--- DATA EXTRACT ---

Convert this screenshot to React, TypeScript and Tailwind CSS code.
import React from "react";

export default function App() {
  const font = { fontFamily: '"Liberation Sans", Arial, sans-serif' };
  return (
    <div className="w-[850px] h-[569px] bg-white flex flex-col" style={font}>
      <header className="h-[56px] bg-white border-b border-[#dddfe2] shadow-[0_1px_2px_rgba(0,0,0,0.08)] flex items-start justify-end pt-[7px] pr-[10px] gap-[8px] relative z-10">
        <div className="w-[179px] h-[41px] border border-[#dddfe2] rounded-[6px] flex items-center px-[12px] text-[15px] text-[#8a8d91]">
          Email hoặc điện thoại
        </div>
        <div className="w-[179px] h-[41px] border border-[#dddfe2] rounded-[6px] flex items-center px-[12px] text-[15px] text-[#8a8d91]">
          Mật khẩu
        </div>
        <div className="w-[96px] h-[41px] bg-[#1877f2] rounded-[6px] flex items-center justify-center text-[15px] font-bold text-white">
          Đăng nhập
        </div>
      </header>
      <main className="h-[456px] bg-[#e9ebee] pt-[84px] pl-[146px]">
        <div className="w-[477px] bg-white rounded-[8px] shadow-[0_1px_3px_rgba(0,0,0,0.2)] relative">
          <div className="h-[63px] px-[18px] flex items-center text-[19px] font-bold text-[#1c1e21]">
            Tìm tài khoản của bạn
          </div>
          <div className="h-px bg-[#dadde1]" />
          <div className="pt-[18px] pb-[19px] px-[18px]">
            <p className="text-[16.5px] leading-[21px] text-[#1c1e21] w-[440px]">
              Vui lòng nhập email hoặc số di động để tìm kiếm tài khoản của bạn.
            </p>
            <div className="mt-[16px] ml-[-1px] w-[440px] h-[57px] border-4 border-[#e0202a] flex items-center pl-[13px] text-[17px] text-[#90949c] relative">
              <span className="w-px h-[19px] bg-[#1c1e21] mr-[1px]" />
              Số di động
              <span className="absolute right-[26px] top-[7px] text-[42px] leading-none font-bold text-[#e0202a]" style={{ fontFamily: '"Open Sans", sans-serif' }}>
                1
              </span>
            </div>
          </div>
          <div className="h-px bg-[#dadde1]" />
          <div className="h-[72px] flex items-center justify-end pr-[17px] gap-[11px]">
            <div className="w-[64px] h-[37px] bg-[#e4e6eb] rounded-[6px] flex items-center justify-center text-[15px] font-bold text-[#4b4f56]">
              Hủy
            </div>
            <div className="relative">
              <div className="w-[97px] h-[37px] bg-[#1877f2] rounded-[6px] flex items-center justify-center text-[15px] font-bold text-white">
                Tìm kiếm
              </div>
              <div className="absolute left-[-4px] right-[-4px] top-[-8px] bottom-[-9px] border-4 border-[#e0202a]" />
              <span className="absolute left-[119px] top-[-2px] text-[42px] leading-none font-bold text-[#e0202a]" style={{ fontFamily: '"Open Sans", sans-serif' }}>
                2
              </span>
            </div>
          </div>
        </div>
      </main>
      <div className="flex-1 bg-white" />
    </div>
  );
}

---

■ **WORK TO BE COMPLETED**:
Every line of the data above should be reproduced word for word.

■ **WORKED SOLUTION**:
Convert this screenshot to React, TypeScript and Tailwind CSS code.
import React from "react";

export default function App() {
  const font = { fontFamily: '"Liberation Sans", Arial, sans-serif' };
  return (
    <div className="w-[850px] h-[569px] bg-white flex flex-col" style={font}>
      <header className="h-[56px] bg-white border-b border-[#dddfe2] shadow-[0_1px_2px_rgba(0,0,0,0.08)] flex items-start justify-end pt-[7px] pr-[10px] gap-[8px] relative z-10">
        <div className="w-[179px] h-[41px] border border-[#dddfe2] rounded-[6px] flex items-center px-[12px] text-[15px] text-[#8a8d91]">
          Email hoặc điện thoại
        </div>
        <div className="w-[179px] h-[41px] border border-[#dddfe2] rounded-[6px] flex items-center px-[12px] text-[15px] text-[#8a8d91]">
          Mật khẩu
        </div>
        <div className="w-[96px] h-[41px] bg-[#1877f2] rounded-[6px] flex items-center justify-center text-[15px] font-bold text-white">
          Đăng nhập
        </div>
      </header>
      <main className="h-[456px] bg-[#e9ebee] pt-[84px] pl-[146px]">
        <div className="w-[477px] bg-white rounded-[8px] shadow-[0_1px_3px_rgba(0,0,0,0.2)] relative">
          <div className="h-[63px] px-[18px] flex items-center text-[19px] font-bold text-[#1c1e21]">
            Tìm tài khoản của bạn
          </div>
          <div className="h-px bg-[#dadde1]" />
          <div className="pt-[18px] pb-[19px] px-[18px]">
            <p className="text-[16.5px] leading-[21px] text-[#1c1e21] w-[440px]">
              Vui lòng nhập email hoặc số di động để tìm kiếm tài khoản của bạn.
            </p>
            <div className="mt-[16px] ml-[-1px] w-[440px] h-[57px] border-4 border-[#e0202a] flex items-center pl-[13px] text-[17px] text-[#90949c] relative">
              <span className="w-px h-[19px] bg-[#1c1e21] mr-[1px]" />
              Số di động
              <span className="absolute right-[26px] top-[7px] text-[42px] leading-none font-bold text-[#e0202a]" style={{ fontFamily: '"Open Sans", sans-serif' }}>
                1
              </span>
            </div>
          </div>
          <div className="h-px bg-[#dadde1]" />
          <div className="h-[72px] flex items-center justify-end pr-[17px] gap-[11px]">
            <div className="w-[64px] h-[37px] bg-[#e4e6eb] rounded-[6px] flex items-center justify-center text-[15px] font-bold text-[#4b4f56]">
              Hủy
            </div>
            <div className="relative">
              <div className="w-[97px] h-[37px] bg-[#1877f2] rounded-[6px] flex items-center justify-center text-[15px] font-bold text-white">
                Tìm kiếm
              </div>
              <div className="absolute left-[-4px] right-[-4px] top-[-8px] bottom-[-9px] border-4 border-[#e0202a]" />
              <span className="absolute left-[119px] top-[-2px] text-[42px] leading-none font-bold text-[#e0202a]" style={{ fontFamily: '"Open Sans", sans-serif' }}>
                2
              </span>
            </div>
          </div>
        </div>
      </main>
      <div className="flex-1 bg-white" />
    </div>
  );
}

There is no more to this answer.